Monday, July 14, 2008

Hula Hips

Ben’s absence left me with a lot of time on my hands, in a town we had already explored. Out of pity for the lonely girl sailor, Chantal and Didier (from Sea Lance) took me under their wing, checking on me often, and seeking out things for me to do. So, this is how I came to attend morning water aerobics (aqua gym) with a group of French ladies in the tepid waters of Taiohae Bay. Instructions in French were accompanied by hand signals for my benefit to demonstrate what my body should be attempting to do under water. Despite all the étende et serré maneuvers, conversation was never interrupted so local gossip was forthcoming. And let’s not forget the Marquesan dance lesson Chantal roped me into. The few of us neophytes who attended tried to emulate the other dancers in a complicated pattern of missteps. I figured as long as I hula’d my hips, it didn’t really matter that I was turning left instead of right, backing up instead of advancing or bumping into my neighbor. It was a wee bit embarrassing when my pareo (kind of a sarong) fell off, but I tried to make it look graceful.

Just as I was getting a bit bored of reading and cracking coconuts, the village erupted in a flurry of activity centered around la foire agricole (agricultural fair) held in Nuku Hiva every 4 years. Booths selling the handicrafts of local artisans (carvings, tapa cloth, jewelry, quilts) vied with vendors of produce, tropical fruits and plants, one tattoo artist and a variety of livestock on display (pigs, goats, horses and cattle). All week, along the beach, big logs were cleaved and carved into pirogues, the traditional Polynesian canoes, in a contest spanning 5 days. I took a daily tour of the canoes to see how they progressed and then watched as the canoes were paddled around the bay on the last day of the fair to prove they actually float.

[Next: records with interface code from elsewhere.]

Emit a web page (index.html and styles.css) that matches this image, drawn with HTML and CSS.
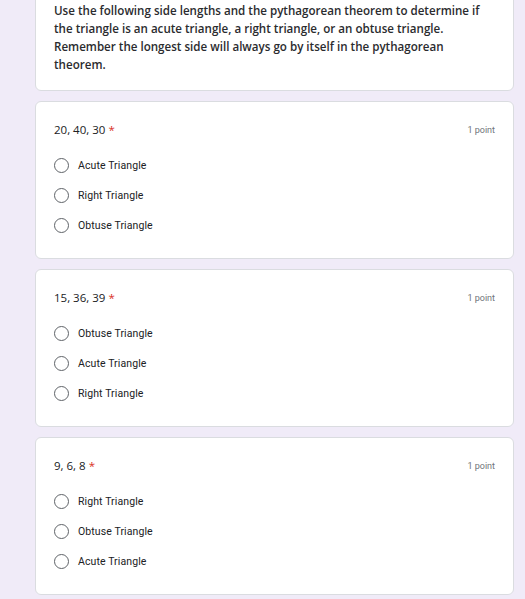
FILE: index.html
```html
<!DOCTYPE html>
<html lang="en">
<head>
<meta charset="utf-8">
<title>Pythagorean Quiz</title>
<link rel="stylesheet" href="styles.css">
</head>
<body>
<main class="form">
  <section class="card intro">
    <p class="desc">Use the following side lengths and the pythagorean theorem to determine if the triangle is an acute triangle, a right triangle, or an obtuse triangle. Remember the longest side will always go by itself in the pythagorean theorem.</p>
  </section>

  <section class="card question">
    <div class="q-head">
      <div class="q-title">20, 40, 30 <span class="req">*</span></div>
      <div class="points">1 point</div>
    </div>
    <ul class="options">
      <li class="option"><span class="radio"></span><span class="label">Acute Triangle</span></li>
      <li class="option"><span class="radio"></span><span class="label">Right Triangle</span></li>
      <li class="option"><span class="radio"></span><span class="label">Obtuse Triangle</span></li>
    </ul>
  </section>

  <section class="card question">
    <div class="q-head">
      <div class="q-title">15, 36, 39 <span class="req">*</span></div>
      <div class="points">1 point</div>
    </div>
    <ul class="options">
      <li class="option"><span class="radio"></span><span class="label">Obtuse Triangle</span></li>
      <li class="option"><span class="radio"></span><span class="label">Acute Triangle</span></li>
      <li class="option"><span class="radio"></span><span class="label">Right Triangle</span></li>
    </ul>
  </section>

  <section class="card question">
    <div class="q-head">
      <div class="q-title">9, 6, 8 <span class="req">*</span></div>
      <div class="points">1 point</div>
    </div>
    <ul class="options">
      <li class="option"><span class="radio"></span><span class="label">Right Triangle</span></li>
      <li class="option"><span class="radio"></span><span class="label">Obtuse Triangle</span></li>
      <li class="option"><span class="radio"></span><span class="label">Acute Triangle</span></li>
    </ul>
  </section>
</main>
</body>
</html>
```

FILE: styles.css
```css
html, body {
  margin: 0;
  padding: 0;
  background: #f0ebf8;
  overflow: hidden;
}

.form {
  display: flex;
  flex-direction: column;
  gap: 10px;
  width: 479px;
  margin-left: 35px;
  margin-top: -17px;
}

.card {
  box-sizing: border-box;
  background: #fff;
  border: 1px solid #dadce0;
  border-radius: 6px;
}

.intro {
  padding: 18px 18px 16px 18px;
}

.desc {
  margin: 0;
  font-family: "Open Sans", "Liberation Sans", sans-serif;
  font-size: 11.6px;
  font-weight: 600;
  line-height: 18px;
  color: #2a2b2e;
}

.question {
  height: 158px;
  padding: 18px;
}

.q-head {
  display: flex;
  justify-content: space-between;
  align-items: center;
  height: 16px;
  padding-top: 2px;
}

.q-title {
  font-family: "Open Sans", "Liberation Sans", sans-serif;
  font-size: 11.5px;
  line-height: 16px;
  color: #202124;
}

.req {
  color: #d93025;
}

.points {
  font-family: Roboto, "Liberation Sans", sans-serif;
  font-size: 9px;
  color: #70757a;
}

.options {
  list-style: none;
  margin: 12px 0 0 0;
  padding: 0;
}

.option {
  display: flex;
  align-items: center;
  height: 30px;
}

.radio {
  box-sizing: border-box;
  width: 15px;
  height: 15px;
  border: 1.5px solid #5f6368;
  border-radius: 50%;
  margin-right: 9px;
  flex: none;
}

.label {
  font-family: Roboto, "Liberation Sans", sans-serif;
  font-size: 10.5px;
  color: #202124;
  letter-spacing: 0.1px;
}
```
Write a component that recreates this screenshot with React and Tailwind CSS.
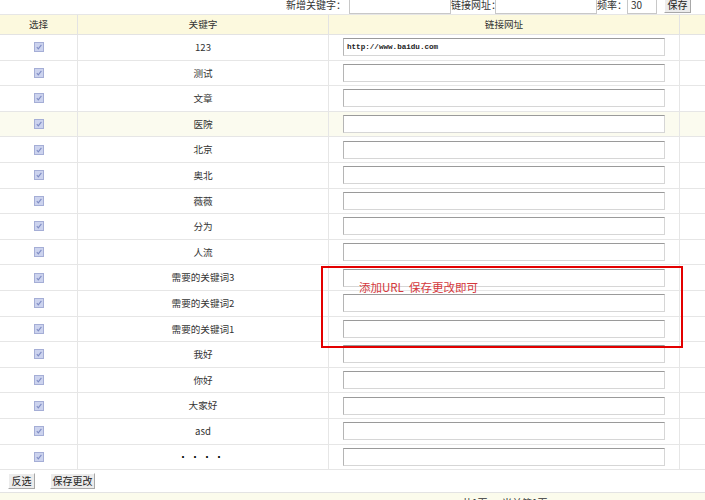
const rows = [
  { k: '123', url: 'http://www.baidu.com' },
  { k: '测试' },
  { k: '文章' },
  { k: '医院', hl: true },
  { k: '北京' },
  { k: '奥北' },
  { k: '薇薇' },
  { k: '分为' },
  { k: '人流' },
  { k: '需要的关键词3' },
  { k: '需要的关键词2' },
  { k: '需要的关键词1' },
  { k: '我好' },
  { k: '你好' },
  { k: '大家好' },
  { k: 'asd' },
  { k: 'dots' },
];

function Check() {
  return (
    <svg width="10" height="10" viewBox="0 0 10 10">
      <rect x="0.5" y="0.5" width="9" height="9" fill="#ccd3ee" stroke="#a5aed6" />
      <path d="M2.8 5.2 L4.3 6.8 L7.4 2.8" fill="none" stroke="#7f8cc4" strokeWidth="1.1" />
    </svg>
  );
}

function UrlInput({ value }) {
  return (
    <div className="ml-[14px] w-[322px] h-[18px] bg-white border border-[#d6d6d6] border-t-[#9a9a9a] border-l-[#b5b5b5] flex items-center px-[3px] font-['Liberation_Mono',monospace] text-[7.6px] font-bold text-[#222]">
      {value}
    </div>
  );
}

function Btn({ children, className = '' }) {
  return (
    <div className={`h-[16px] shrink-0 flex items-center justify-center bg-[#ececec] border border-white border-r-[#a8a8a8] border-b-[#a8a8a8] text-[10px] text-[#222] ${className}`}>
      {children}
    </div>
  );
}

export default function App() {
  return (
    <div className="w-[705px] h-[500px] overflow-hidden bg-white relative font-['Noto_Sans_CJK_SC',sans-serif] text-[9.6px] text-[#333]">
      {/* top form, partly scrolled off */}
      <div className="-mt-[5px] h-[19px] flex items-center whitespace-nowrap">
        <span className="ml-[286px] w-[63px] shrink-0 text-[10px]">新增关键字：</span>
        <div className="w-[102px] h-[18px] shrink-0 bg-white border border-[#c8c8c8] border-t-[#9a9a9a]" />
        <span className="w-[44px] shrink-0 text-[10px]">链接网址：</span>
        <div className="w-[102px] h-[18px] shrink-0 bg-white border border-[#c8c8c8] border-t-[#9a9a9a]" />
        <span className="w-[30px] shrink-0 text-[10px]">频率：</span>
        <div className="w-[30px] h-[18px] shrink-0 bg-white border border-[#c8c8c8] border-t-[#9a9a9a] flex items-center px-[3px] text-[10px]">30</div>
        <Btn className="ml-[7px] w-[27px] h-[17px]">保存</Btn>
      </div>

      {/* table */}
      <div className="border-t border-[#e6e6e6]">
        <div className="grid grid-cols-[78px_251px_351px_25px] h-[20px] bg-[#fcf9de] border-b border-[#e3e3e3]">
          <div className="flex items-center justify-center border-r border-[#e3e3e3]">选择</div>
          <div className="flex items-center justify-center border-r border-[#e3e3e3]">关键字</div>
          <div className="flex items-center justify-center border-r border-[#e3e3e3]">链接网址</div>
          <div />
        </div>
        {rows.map((r, i) => (
          <div
            key={i}
            className={`grid grid-cols-[78px_251px_351px_25px] h-[25.6px] border-b border-[#e6e6e6] ${r.hl ? 'bg-[#fbfbef]' : 'bg-white'}`}
          >
            <div className="flex items-center justify-center border-r border-[#e6e6e6]">
              <Check />
            </div>
            <div className="flex items-center justify-center border-r border-[#e6e6e6]">
              {r.k === 'dots' ? (
                <span className="font-bold text-[8px] tracking-[4px] text-black">••••</span>
              ) : (
                r.k
              )}
            </div>
            <div className="flex items-center border-r border-[#e6e6e6]">
              <UrlInput value={r.url} />
            </div>
            <div />
          </div>
        ))}
      </div>

      {/* footer buttons */}
      <div className="flex items-center h-[21px] pl-[8px] gap-[15px]">
        <Btn className="w-[27px]">反选</Btn>
        <Btn className="w-[45px]">保存更改</Btn>
      </div>
      <div className="mt-[1px] h-[20px] bg-[#fbfbec] border-t border-[#e3e3e3] flex">
        <span className="ml-[462px] mt-[2px] text-[10px] text-[#333]">共1页 · 当前第1页</span>
      </div>

      {/* annotation */}
      <div className="absolute left-[321px] top-[266px] w-[362px] h-[82px] border-2 border-[#e30000]">
        <span className="absolute left-[36px] top-[11px] text-[11.5px] text-[#d5383c] whitespace-pre">添加URL  保存更改即可</span>
      </div>
    </div>
  );
}
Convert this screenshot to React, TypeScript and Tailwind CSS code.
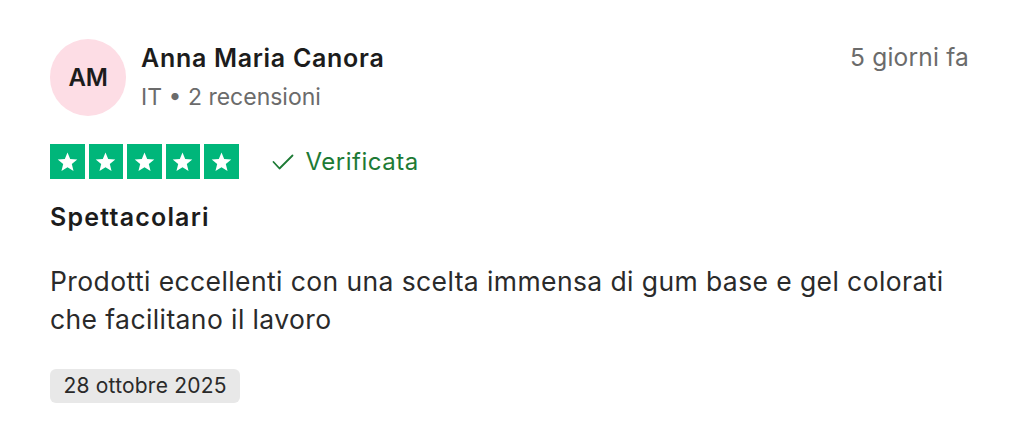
const Star = () => (
  <svg viewBox="0 0 24 24" className="w-[23px] h-[23px]" fill="white">
    <path d="M12 2.5l2.8 6.9 7.4.5-5.7 4.7 1.8 7.2L12 17.9l-6.3 3.9 1.8-7.2L1.8 9.9l7.4-.5z" />
  </svg>
)

const App = () => {
  return (
    <div className="w-[1024px] h-[435px] bg-white font-['Inter',sans-serif] text-[#1c1c1c] pl-[50px] pr-[55px] pt-[39px]">
      <div className="flex items-start">
        <div className="w-[76px] h-[77px] rounded-full bg-[#fddde5] flex items-center justify-center shrink-0">
          <span className="text-[24px] font-semibold tracking-[-0.3px] text-[#1c1c1c]">AM</span>
        </div>
        <div className="ml-[15px] pt-[4px] flex-1">
          <p className="text-[25px] leading-[30px] font-semibold tracking-[0.7px]">Anna Maria Canora</p>
          <p className="mt-[10px] text-[23px] leading-[28px] text-[#6b6b6b]">IT • 2 recensioni</p>
        </div>
        <p className="pt-[3px] text-[24.5px] leading-[30px] text-[#6b6b6b] tracking-[0.2px]">5 giorni fa</p>
      </div>

      <div className="mt-[28px] flex items-center">
        <div className="flex gap-[4px]">
          {[0, 1, 2, 3, 4].map((i) => (
            <div key={i} className="w-[34.5px] h-[35px] bg-[#00b67a] flex items-center justify-center">
              <Star />
            </div>
          ))}
        </div>
        <div className="ml-[33px] flex items-center text-[#1d7a35]">
          <svg viewBox="0 0 22 16" className="w-[22px] h-[16px]" fill="none" stroke="currentColor" strokeWidth="1.8" strokeLinecap="round" strokeLinejoin="round">
            <path d="M1.5 8l6 6.5L20.5 1.5" />
          </svg>
          <span className="ml-[12px] text-[24px] leading-[30px] tracking-[0.5px]">Verificata</span>
        </div>
      </div>

      <p className="mt-[23px] text-[25px] leading-[30px] font-semibold tracking-[1.2px]">Spettacolari</p>

      <p className="mt-[31px] text-[26.5px] leading-[37.5px] tracking-[0.4px] text-[#2a2a2a]">
        Prodotti eccellenti con una scelta immensa di gum base e gel colorati che facilitano il lavoro
      </p>

      <div className="mt-[31px] inline-flex h-[34px] items-center rounded-[6px] bg-[#e8e8e8] px-[13.5px]">
        <span className="text-[21px] tracking-[0.2px] text-[#2a2a2a]">28 ottobre 2025</span>
      </div>
    </div>
  )
}

export default App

There were other contests as well: coconut cracking (several lacerations were sustained as the nut meat was removed with big knives in a hurry), a fruit-carrying race (30 kg for the men, 15 kg for the women), flower crown weaving and poe’e poe’e pounding (this is a traditional dish made of breadfruit and served in coconut milk). Everyone and their uncle was there, strolling to an accompaniment of ukuleles.

Anyway, there was plenty of entertainment to keep me occupied while Ben was away. We spent a couple more days in town after Ben returned for follow-up email access, and finally we shoved off on June 5th for the island next door, Ua Pou.